• _Dataset rows_
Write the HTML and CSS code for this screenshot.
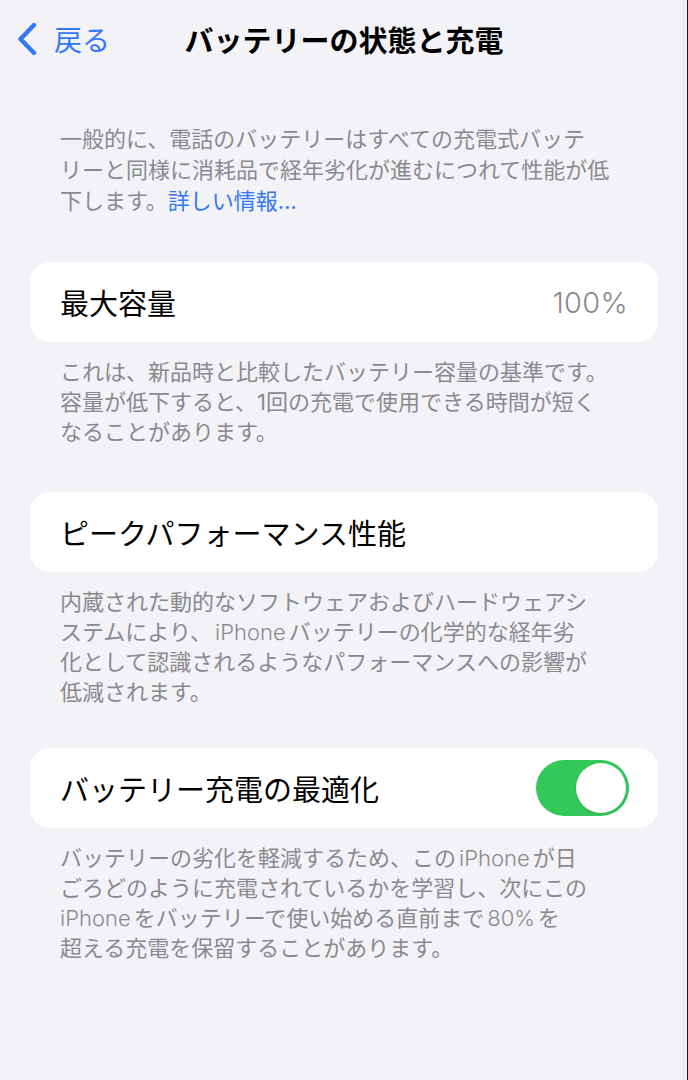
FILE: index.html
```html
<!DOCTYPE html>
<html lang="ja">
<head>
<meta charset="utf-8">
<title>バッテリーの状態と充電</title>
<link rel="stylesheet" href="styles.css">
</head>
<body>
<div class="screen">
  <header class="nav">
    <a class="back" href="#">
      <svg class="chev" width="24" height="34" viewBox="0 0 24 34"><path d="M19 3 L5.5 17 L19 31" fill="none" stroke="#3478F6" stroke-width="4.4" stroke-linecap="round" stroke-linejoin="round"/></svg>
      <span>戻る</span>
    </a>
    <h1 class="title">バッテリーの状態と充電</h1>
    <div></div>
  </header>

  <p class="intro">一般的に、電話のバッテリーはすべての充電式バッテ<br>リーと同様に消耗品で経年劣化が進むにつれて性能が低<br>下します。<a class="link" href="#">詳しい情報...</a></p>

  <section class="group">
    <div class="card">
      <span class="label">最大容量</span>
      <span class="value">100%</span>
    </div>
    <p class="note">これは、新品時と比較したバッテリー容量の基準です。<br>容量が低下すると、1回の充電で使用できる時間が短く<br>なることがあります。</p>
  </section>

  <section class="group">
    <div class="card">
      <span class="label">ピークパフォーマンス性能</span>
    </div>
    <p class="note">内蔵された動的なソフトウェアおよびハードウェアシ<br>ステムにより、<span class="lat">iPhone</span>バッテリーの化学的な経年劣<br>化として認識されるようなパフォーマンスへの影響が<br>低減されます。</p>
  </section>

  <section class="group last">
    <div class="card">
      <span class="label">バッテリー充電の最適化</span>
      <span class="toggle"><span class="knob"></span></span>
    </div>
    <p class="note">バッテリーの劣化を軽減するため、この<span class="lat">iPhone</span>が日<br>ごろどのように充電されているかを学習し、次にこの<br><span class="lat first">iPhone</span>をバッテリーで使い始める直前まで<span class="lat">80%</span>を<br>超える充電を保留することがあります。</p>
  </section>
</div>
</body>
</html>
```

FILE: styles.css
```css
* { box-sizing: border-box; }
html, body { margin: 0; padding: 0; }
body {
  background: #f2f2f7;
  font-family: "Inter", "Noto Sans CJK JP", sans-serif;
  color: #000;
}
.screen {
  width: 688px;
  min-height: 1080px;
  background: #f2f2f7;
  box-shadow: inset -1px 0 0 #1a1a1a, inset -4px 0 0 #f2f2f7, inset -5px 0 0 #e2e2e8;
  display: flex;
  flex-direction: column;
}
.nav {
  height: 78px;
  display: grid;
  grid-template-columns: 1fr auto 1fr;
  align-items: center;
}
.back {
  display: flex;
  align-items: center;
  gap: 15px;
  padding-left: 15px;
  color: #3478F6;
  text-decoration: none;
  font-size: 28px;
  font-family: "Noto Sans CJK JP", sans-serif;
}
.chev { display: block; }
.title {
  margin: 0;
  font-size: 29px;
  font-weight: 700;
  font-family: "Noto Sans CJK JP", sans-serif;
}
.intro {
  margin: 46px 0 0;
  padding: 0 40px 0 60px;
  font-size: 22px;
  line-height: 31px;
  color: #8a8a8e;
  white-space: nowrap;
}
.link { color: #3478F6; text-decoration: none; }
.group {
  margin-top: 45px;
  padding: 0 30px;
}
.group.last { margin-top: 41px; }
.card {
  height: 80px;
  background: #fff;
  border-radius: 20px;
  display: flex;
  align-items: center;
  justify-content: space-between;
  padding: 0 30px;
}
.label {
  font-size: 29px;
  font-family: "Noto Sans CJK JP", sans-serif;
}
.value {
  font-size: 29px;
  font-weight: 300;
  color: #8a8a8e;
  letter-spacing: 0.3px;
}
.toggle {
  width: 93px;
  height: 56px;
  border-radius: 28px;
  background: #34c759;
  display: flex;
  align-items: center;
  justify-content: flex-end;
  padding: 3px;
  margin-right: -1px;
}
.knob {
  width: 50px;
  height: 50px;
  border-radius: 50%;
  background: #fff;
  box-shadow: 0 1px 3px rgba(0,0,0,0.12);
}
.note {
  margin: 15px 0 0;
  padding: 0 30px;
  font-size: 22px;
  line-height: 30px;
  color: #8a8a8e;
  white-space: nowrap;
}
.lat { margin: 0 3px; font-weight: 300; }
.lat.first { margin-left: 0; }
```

...

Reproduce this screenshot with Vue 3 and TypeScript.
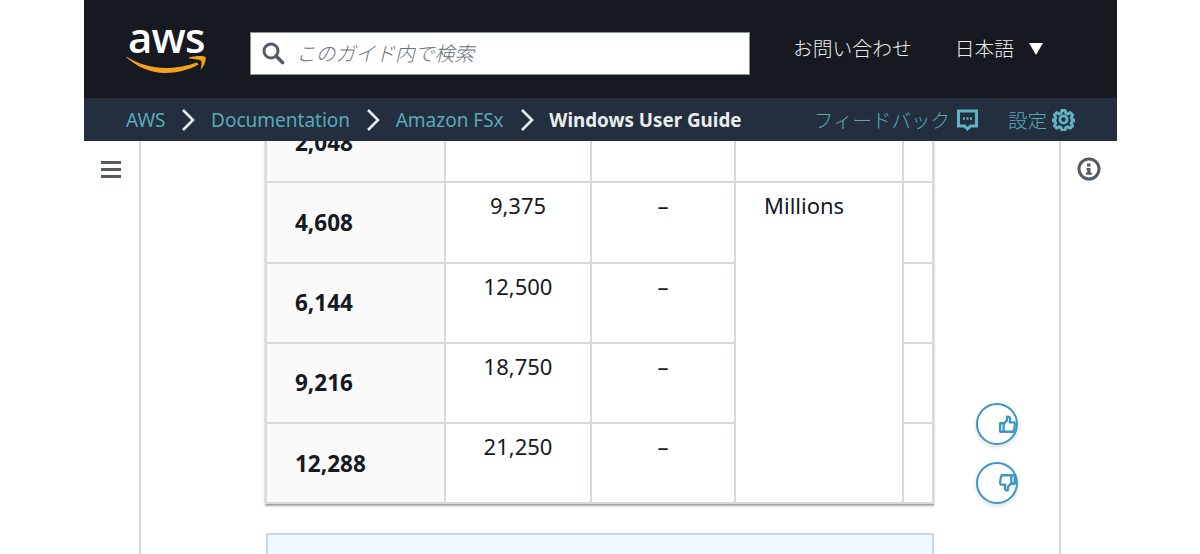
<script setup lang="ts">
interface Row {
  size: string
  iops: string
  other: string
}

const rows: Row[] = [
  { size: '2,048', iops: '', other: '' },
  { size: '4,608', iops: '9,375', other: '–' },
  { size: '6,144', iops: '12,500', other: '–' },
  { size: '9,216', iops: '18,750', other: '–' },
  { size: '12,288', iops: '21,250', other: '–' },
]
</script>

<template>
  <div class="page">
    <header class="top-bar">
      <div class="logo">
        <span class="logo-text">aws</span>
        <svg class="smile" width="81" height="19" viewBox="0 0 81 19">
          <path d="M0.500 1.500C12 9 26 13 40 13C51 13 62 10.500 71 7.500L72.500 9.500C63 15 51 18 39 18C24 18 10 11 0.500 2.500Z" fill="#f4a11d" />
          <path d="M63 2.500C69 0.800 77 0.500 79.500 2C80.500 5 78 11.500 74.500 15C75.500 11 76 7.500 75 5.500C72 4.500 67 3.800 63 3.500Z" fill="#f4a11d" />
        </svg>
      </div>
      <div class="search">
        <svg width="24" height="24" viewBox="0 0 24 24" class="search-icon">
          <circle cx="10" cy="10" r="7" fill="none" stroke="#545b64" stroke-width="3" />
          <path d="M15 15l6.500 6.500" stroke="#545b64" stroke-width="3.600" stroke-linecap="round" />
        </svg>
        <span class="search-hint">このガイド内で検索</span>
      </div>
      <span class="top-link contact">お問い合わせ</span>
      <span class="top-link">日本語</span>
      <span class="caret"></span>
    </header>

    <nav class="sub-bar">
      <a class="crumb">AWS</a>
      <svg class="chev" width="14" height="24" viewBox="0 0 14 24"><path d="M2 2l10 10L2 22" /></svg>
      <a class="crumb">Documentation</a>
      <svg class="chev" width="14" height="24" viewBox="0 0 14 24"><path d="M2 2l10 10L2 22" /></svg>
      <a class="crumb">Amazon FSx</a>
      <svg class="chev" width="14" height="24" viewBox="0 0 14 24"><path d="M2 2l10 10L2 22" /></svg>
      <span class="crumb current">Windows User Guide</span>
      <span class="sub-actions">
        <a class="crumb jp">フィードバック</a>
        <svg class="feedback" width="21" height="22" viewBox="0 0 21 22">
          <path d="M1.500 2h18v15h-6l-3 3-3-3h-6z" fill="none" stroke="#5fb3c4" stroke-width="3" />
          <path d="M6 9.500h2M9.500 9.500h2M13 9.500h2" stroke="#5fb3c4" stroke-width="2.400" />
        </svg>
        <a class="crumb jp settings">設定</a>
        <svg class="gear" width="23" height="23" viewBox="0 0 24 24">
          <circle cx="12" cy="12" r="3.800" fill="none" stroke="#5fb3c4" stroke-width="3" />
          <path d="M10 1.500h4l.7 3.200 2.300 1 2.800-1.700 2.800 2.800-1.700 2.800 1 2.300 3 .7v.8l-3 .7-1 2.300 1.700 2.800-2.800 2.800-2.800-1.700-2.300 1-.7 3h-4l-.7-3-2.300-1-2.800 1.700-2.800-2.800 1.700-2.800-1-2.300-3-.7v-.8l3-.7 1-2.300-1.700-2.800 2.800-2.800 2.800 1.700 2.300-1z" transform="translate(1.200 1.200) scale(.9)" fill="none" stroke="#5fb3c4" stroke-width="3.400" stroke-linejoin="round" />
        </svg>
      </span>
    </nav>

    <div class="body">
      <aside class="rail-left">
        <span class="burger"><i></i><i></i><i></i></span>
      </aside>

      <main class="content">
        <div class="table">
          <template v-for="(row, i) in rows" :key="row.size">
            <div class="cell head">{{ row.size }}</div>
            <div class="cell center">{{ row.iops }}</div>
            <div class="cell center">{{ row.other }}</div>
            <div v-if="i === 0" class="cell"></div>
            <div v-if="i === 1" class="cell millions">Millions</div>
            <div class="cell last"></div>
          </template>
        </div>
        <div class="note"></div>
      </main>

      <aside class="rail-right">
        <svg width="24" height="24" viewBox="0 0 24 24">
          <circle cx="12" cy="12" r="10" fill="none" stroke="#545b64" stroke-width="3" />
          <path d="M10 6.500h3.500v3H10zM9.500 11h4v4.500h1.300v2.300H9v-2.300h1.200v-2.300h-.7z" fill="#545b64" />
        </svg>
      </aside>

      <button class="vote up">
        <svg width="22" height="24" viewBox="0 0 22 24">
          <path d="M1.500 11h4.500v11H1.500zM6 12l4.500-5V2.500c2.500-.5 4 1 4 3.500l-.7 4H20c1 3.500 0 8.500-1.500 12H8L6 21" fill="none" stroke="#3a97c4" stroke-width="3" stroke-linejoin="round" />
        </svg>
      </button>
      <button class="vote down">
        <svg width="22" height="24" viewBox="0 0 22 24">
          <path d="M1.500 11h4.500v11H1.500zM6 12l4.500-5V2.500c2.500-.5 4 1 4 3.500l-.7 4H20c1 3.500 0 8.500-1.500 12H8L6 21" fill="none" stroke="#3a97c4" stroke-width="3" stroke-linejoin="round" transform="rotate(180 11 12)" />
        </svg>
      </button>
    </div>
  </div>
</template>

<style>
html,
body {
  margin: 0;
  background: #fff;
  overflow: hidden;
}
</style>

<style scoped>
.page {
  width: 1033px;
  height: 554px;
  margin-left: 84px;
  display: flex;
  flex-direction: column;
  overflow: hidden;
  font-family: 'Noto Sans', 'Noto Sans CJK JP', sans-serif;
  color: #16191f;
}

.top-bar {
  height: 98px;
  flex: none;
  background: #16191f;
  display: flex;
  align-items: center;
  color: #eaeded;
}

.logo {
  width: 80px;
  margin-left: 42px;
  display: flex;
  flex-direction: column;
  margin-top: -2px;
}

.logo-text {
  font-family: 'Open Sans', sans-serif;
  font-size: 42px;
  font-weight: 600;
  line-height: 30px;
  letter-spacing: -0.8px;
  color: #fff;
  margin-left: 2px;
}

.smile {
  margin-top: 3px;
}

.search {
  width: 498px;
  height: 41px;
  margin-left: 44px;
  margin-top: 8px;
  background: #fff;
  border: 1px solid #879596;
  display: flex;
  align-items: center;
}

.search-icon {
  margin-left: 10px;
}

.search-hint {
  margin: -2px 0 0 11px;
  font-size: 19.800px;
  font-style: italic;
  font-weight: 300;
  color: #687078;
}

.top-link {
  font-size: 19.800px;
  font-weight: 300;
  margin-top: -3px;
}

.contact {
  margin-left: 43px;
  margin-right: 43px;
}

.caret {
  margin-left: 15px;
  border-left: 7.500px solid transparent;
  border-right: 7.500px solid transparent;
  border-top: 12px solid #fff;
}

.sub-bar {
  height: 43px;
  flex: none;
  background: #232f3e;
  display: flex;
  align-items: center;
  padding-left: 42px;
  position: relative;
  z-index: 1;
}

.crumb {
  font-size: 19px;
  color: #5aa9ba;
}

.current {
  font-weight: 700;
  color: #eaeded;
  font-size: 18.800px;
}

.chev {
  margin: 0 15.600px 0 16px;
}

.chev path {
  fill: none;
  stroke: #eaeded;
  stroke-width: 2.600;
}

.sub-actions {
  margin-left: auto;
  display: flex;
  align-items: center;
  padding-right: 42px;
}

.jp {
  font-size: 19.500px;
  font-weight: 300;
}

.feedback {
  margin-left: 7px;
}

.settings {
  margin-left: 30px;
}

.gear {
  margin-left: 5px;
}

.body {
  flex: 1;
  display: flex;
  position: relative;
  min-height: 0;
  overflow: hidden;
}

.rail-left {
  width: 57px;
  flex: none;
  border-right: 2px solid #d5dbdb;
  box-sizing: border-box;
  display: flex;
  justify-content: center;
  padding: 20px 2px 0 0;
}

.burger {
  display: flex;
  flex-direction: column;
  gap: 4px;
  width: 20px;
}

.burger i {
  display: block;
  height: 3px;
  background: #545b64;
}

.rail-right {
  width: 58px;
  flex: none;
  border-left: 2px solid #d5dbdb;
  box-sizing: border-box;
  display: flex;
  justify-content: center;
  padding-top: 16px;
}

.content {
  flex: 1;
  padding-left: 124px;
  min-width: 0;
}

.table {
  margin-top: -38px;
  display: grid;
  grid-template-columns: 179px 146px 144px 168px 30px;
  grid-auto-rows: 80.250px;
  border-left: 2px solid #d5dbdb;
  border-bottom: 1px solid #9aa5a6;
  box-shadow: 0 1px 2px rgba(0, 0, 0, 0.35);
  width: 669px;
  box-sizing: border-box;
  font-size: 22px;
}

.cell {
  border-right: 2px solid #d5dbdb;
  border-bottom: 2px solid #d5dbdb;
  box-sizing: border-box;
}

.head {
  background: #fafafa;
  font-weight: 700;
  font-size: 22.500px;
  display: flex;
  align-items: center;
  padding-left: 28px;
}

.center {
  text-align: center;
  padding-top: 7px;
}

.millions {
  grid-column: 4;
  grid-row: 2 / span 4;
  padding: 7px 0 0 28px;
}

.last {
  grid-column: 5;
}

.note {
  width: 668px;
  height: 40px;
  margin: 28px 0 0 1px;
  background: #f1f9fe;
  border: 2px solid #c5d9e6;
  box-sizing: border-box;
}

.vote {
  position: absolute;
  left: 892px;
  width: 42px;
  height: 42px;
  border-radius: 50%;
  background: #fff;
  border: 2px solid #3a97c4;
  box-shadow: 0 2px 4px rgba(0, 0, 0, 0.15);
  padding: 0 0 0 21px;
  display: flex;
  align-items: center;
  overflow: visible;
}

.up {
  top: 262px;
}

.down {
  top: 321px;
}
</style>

==

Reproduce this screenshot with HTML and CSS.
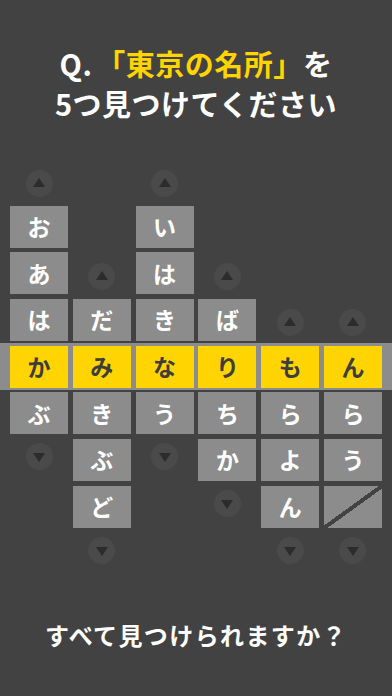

• _Set problem_
From the data above, copy each line that holds "Reproduce".

• _Solved exercise_
Reproduce this screenshot with Vue 3 and TypeScript.
Reproduce this screenshot with HTML and CSS.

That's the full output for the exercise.